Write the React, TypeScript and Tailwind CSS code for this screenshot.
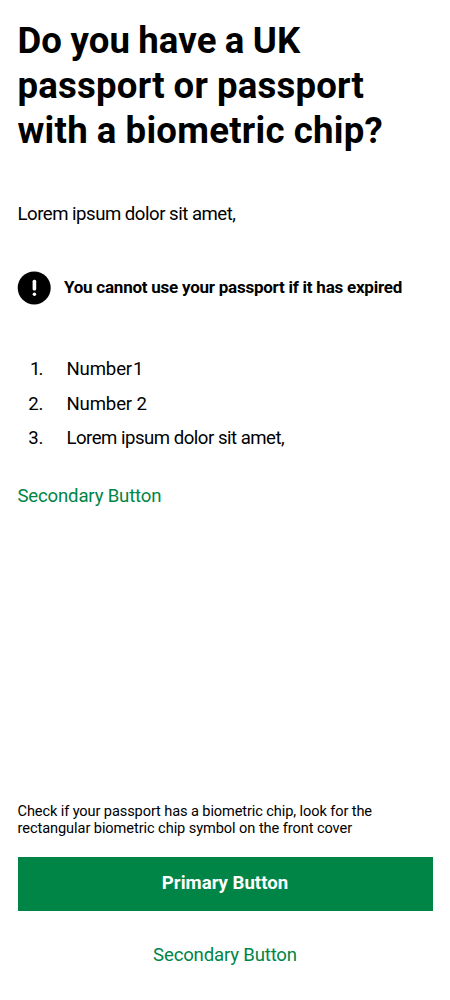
import React from "react";

const steps = [
  { label: "Number 1", text: "tracking-[-0.15px] [word-spacing:-3.4px]", digit: "tracking-[-1.8px]" },
  { label: "Number 2", text: "tracking-[-0.15px]", digit: "tracking-normal" },
  { label: "Lorem ipsum dolor sit amet,", text: "tracking-[-0.5px]", digit: "tracking-normal" },
];

export default function App() {
  return (
    <main className="flex h-[1000px] w-[450px] flex-col bg-white px-[17.5px] pt-[18px] font-['Roboto','Noto_Sans',sans-serif] text-[18.6px] leading-[28px] text-black">
      <h1 className="text-[36.6px] leading-[45px] font-bold whitespace-nowrap">
        <span className="block tracking-[0.1px] [word-spacing:-0.9px]">Do you have a UK</span>
        <span className="block tracking-[0.2px] [word-spacing:-0.4px]">passport or passport</span>
        <span className="block tracking-[0.25px] [word-spacing:-0.4px]">with a biometric chip?</span>
      </h1>

      <p className="mt-[47px] tracking-[-0.49px] whitespace-nowrap">Lorem ipsum dolor sit amet,</p>

      <div className="mt-[43px] flex h-[34px] items-center gap-[13.5px]">
        <svg className="h-[34px] w-[33px] shrink-0 overflow-visible" viewBox="0 0 33 34" aria-hidden="true">
          <circle cx="16.2" cy="16.9" r="16.5" fill="black" />
          <rect x="14.6" y="8.7" width="3.6" height="10.8" rx="1.5" fill="white" />
          <circle cx="16.4" cy="23.3" r="1.7" fill="white" />
        </svg>
        <strong className="pb-[2px] text-[17px] font-bold tracking-[-0.24px] whitespace-nowrap">
          You cannot use your passport if it has expired
        </strong>
      </div>

      <ol className="mt-[50px] flex flex-col">
        {steps.map((step, i) => (
          <li key={step.label} className="flex h-[34.6px] items-start">
            <span className="w-[26px] text-right">
              <span className={step.digit}>{i + 1}</span>.
            </span>
            <span className={`ml-[23px] whitespace-nowrap ${step.text}`}>{step.label}</span>
          </li>
        ))}
      </ol>

      <button className="mt-[23px] self-start tracking-[-0.18px] whitespace-nowrap text-[#008547]">Secondary Button</button>

      <footer className="mt-auto flex flex-col pb-[31px]">
        <p className="text-[14.6px] leading-[17.4px] whitespace-nowrap">
          <span className="block tracking-[-0.11px]">Check if your passport has a biometric chip, look for the</span>
          <span className="block tracking-[-0.08px]">rectangular biometric chip symbol on the front cover</span>
        </p>
        <button className="mt-[19px] flex h-[54.3px] items-center justify-center bg-[#008547] pb-[1px] font-bold text-white">
          Primary Button
        </button>
        <button className="mt-[30px] self-center tracking-[-0.18px] whitespace-nowrap text-[#008547]">Secondary Button</button>
      </footer>
    </main>
  );
}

════════════════

WHAT THE EXERCISE ASKS:
Extract every line above containing the word "React".

TASK OUTPUT:
Write the React, TypeScript and Tailwind CSS code for this screenshot.
import React from "react";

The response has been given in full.